The Myth: Comprehensive insurance covers everything
The Facts: Unfortunately this is not the case. Comprehensive coverage will go a long way toward protecting you, but there are usually still limitations and exclusions that may apply. For example costs associated with towing are not usually covered. Damage to personal belongs will also likely be excluded. If these additional risks of a concern then it is important to discuss them with your insurance agent so that he or she can make recommendations about ways to get them covered. In any case, you must carefully review your policy information so that you will know exactly what is and is not covered.
The Myth: Having kids doesn’t affect your car insurance needs
The Facts: While it is true that the birth of a new child won’t immediately and automatically affect your car insurance rates, it is still likely to have a secondary impact in terms of the changes it requires.

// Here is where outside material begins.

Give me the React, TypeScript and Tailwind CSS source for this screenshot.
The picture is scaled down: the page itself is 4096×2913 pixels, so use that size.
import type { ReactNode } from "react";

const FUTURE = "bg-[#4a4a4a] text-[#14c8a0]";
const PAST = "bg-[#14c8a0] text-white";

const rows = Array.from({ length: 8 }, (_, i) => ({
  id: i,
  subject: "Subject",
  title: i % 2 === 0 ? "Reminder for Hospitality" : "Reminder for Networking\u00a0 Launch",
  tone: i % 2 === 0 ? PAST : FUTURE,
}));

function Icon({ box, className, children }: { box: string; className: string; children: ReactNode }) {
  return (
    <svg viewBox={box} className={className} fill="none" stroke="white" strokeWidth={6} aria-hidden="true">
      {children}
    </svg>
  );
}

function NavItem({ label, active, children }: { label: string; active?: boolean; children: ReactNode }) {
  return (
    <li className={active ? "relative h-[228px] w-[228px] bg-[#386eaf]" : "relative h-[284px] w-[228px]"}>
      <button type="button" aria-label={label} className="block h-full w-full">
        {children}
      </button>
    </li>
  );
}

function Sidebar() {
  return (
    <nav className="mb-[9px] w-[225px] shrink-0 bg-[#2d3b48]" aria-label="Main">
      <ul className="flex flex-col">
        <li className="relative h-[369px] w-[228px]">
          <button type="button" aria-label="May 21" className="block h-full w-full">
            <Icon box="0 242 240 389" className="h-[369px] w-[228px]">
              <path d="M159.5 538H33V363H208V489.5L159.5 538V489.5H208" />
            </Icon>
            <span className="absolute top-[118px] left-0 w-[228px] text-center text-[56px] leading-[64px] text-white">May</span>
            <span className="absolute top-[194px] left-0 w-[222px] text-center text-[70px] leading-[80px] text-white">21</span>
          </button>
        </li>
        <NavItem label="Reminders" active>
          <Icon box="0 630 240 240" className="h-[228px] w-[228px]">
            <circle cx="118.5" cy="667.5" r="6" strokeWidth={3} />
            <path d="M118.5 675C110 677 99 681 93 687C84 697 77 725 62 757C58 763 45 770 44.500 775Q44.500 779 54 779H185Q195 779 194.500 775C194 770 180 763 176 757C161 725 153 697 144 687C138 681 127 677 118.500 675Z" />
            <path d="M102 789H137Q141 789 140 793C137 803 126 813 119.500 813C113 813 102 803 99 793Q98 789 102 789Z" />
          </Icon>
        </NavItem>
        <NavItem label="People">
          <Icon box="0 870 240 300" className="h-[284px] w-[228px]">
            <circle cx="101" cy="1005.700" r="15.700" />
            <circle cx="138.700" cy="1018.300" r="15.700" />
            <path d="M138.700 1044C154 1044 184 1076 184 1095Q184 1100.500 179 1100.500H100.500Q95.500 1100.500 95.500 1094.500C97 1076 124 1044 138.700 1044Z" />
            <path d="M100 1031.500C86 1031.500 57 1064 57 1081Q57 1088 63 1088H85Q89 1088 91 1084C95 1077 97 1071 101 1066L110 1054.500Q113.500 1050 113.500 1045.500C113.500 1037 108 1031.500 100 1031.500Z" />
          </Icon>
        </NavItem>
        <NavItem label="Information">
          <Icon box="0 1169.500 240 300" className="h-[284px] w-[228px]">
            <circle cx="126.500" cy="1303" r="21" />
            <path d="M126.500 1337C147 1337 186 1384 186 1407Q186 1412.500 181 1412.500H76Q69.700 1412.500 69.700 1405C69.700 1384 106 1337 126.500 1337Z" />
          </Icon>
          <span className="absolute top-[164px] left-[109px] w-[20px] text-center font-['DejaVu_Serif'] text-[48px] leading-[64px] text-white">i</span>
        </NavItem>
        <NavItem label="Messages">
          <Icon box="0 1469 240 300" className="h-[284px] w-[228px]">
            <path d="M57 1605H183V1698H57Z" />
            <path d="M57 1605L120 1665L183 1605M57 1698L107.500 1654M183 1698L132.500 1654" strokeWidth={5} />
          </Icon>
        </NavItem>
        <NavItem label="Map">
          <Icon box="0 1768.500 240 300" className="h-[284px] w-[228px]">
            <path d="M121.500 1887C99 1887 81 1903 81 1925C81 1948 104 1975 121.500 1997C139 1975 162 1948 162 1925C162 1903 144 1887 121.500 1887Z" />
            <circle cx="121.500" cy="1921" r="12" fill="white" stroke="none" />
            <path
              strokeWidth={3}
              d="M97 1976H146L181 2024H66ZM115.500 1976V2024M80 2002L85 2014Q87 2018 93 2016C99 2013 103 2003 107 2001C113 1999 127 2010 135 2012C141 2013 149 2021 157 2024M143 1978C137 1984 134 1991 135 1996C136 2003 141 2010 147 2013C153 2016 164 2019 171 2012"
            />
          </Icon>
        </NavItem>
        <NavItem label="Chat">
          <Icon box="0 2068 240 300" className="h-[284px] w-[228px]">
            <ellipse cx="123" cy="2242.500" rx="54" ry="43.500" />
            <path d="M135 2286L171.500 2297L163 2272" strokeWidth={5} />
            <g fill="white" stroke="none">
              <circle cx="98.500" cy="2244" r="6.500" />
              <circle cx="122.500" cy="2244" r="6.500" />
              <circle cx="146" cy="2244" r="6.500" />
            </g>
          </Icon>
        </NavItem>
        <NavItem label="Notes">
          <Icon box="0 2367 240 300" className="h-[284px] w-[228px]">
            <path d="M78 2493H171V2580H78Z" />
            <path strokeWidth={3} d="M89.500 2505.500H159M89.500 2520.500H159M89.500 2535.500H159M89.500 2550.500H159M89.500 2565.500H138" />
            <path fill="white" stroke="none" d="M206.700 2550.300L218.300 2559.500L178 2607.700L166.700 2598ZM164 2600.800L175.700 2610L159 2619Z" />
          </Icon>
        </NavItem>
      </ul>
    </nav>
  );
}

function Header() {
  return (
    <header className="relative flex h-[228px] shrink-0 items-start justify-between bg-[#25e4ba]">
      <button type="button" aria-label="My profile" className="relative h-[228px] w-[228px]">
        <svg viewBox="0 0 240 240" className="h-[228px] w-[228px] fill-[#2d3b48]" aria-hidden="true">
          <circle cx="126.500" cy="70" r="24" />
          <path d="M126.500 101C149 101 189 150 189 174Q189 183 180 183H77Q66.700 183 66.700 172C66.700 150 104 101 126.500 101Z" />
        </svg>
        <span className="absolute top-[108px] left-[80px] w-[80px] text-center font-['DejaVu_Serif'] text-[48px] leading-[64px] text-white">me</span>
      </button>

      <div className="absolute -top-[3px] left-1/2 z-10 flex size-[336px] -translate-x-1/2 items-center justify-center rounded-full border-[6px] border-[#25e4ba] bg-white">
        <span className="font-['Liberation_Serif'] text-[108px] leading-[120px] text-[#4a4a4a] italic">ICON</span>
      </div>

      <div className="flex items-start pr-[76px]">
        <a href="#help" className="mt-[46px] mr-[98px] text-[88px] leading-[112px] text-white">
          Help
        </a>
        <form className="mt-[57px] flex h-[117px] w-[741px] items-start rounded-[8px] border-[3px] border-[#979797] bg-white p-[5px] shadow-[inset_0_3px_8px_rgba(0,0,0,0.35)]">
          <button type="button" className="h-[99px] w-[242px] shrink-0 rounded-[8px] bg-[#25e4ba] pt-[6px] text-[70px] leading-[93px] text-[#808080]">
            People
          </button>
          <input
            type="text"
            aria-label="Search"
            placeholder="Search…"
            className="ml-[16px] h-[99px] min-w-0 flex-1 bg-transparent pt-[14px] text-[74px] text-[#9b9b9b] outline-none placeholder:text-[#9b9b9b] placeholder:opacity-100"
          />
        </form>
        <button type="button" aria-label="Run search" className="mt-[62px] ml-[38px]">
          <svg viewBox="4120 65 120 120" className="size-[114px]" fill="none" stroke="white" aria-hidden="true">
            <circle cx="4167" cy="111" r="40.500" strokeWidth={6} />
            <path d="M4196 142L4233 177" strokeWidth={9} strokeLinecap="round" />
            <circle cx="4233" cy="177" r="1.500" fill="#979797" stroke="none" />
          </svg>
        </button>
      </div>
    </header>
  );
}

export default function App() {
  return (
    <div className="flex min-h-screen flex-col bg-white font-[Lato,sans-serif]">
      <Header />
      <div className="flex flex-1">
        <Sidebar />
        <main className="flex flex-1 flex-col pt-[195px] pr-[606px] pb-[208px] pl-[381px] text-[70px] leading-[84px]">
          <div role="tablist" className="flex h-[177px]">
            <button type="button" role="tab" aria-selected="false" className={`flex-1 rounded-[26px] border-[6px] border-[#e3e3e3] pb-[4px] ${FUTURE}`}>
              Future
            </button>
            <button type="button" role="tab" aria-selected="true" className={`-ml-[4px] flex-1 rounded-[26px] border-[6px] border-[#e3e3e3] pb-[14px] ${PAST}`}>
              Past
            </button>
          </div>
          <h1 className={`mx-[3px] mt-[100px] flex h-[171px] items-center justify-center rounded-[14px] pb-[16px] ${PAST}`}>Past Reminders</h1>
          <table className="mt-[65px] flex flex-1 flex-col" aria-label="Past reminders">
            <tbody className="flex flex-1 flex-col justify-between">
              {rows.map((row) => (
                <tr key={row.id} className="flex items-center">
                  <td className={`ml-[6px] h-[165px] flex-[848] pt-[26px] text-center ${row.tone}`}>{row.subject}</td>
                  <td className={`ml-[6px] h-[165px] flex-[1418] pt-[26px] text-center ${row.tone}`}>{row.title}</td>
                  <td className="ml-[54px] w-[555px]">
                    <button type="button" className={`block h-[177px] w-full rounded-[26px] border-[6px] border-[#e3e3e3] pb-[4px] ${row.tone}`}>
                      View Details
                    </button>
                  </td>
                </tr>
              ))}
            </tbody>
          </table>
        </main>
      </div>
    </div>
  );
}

For instance it is very common for parents to need to switch from a smaller, sporty vehicle into a larger, safer vehicle that allows them to protect their child while also transporting more people and things. This switch into a larger and safer vehicle will often have a positive effect on your rates and will lower them. However, new parents also need to consider their overall insurance coverage very carefully, and they may find that they need to add new coverage in certain areas for increased protection. Thus a new child may have a positive, or negative effect on your insurance rates depending on the situation, but either way there is a good chance that they will have an impact on insurance needs.
The above myths are so pervasive that there is a good chance you have not only heard many of them, but may have believed and perpetuated them yourself. We hope that you have found this article informative and educational and that it has given you some valuable new information to bear in mind when it comes to your auto insurance practices. As always the best, most personalized advice will typically come from your insurance agent and you should definitely confer with him or her before making any big changes.